S'agissant du préavis de la commission de grâce, la commission a décidé à la majorité de ses membres de préaviser négativement cette demande de grâce, pour deux aspects. Le premier a trait à la gravité des infractions commises et à l'existence de victimes qui ont également été gravement lésées par le comportement passé de M. C. Pour ce qui est du deuxième aspect, la commission de grâce a fondé son préavis sur le fait que M. C. pourra très vraisemblablement obtenir une libération conditionnelle aux deux tiers de sa peine, soit à partir de février 2018. Pour ces motifs, la commission de grâce vous invite à refuser la demande de grâce de M. C.
J'évoquerai encore un point: lors de l'examen de ce dossier de grâce, les commissaires se sont montrés assez sensibles à une remarque formulée par M. C., qui se plaignait - sans doute à juste titre - de ne pas avoir pu obtenir dans un délai raisonnable une réponse à sa demande de congé destinée à passer quelques heures auprès de sa famille hors du pénitencier. Les commissaires recommandent donc au département de traiter ces demandes avec diligence, de façon que les détenus puissent obtenir une réponse, positive ou non, dans un délai raisonnable. Je vous remercie.

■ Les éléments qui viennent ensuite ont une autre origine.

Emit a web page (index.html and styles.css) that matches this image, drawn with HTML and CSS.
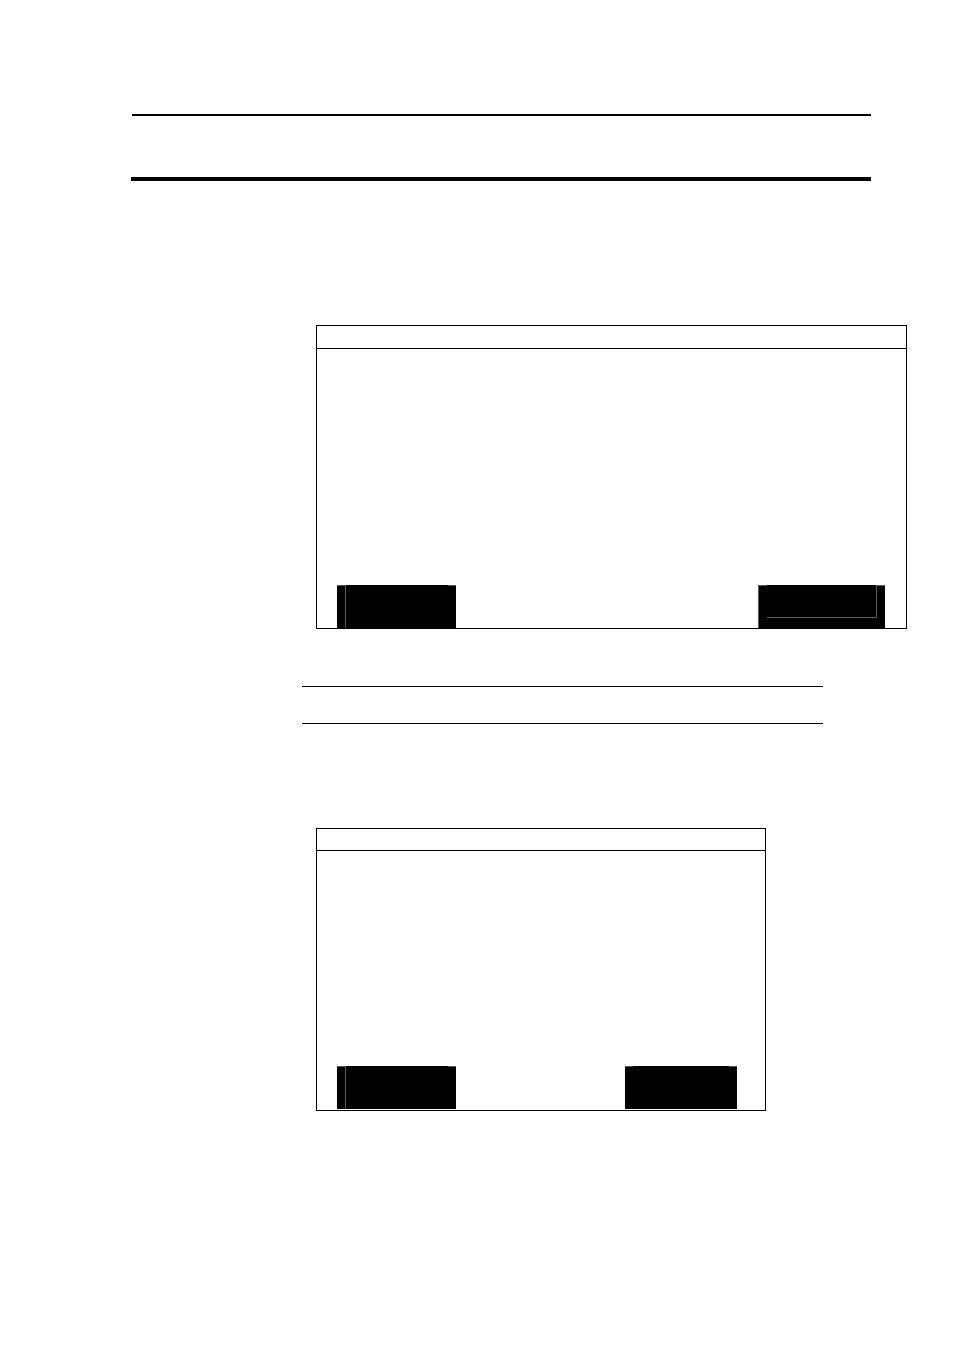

Le président. Merci, Monsieur le député, pour votre rapport très clair. Mesdames et Messieurs, nous allons voter en deux temps. Ecoutez bien ! Nous allons d'abord nous prononcer sur le premier préavis de la commission, c'est-à-dire le rejet de la grâce totale.
Mis aux voix, le préavis de la commission de grâce (rejet de la grâce totale) est adopté par 76 oui contre 2 non et 9 abstentions.
Le président. Nous allons maintenant voter sur le deuxième préavis de la commission, à savoir le rejet de la grâce partielle.
Mis aux voix, le préavis de la commission de grâce (rejet de la grâce partielle) est adopté par 69 oui contre 2 non et 14 abstentions.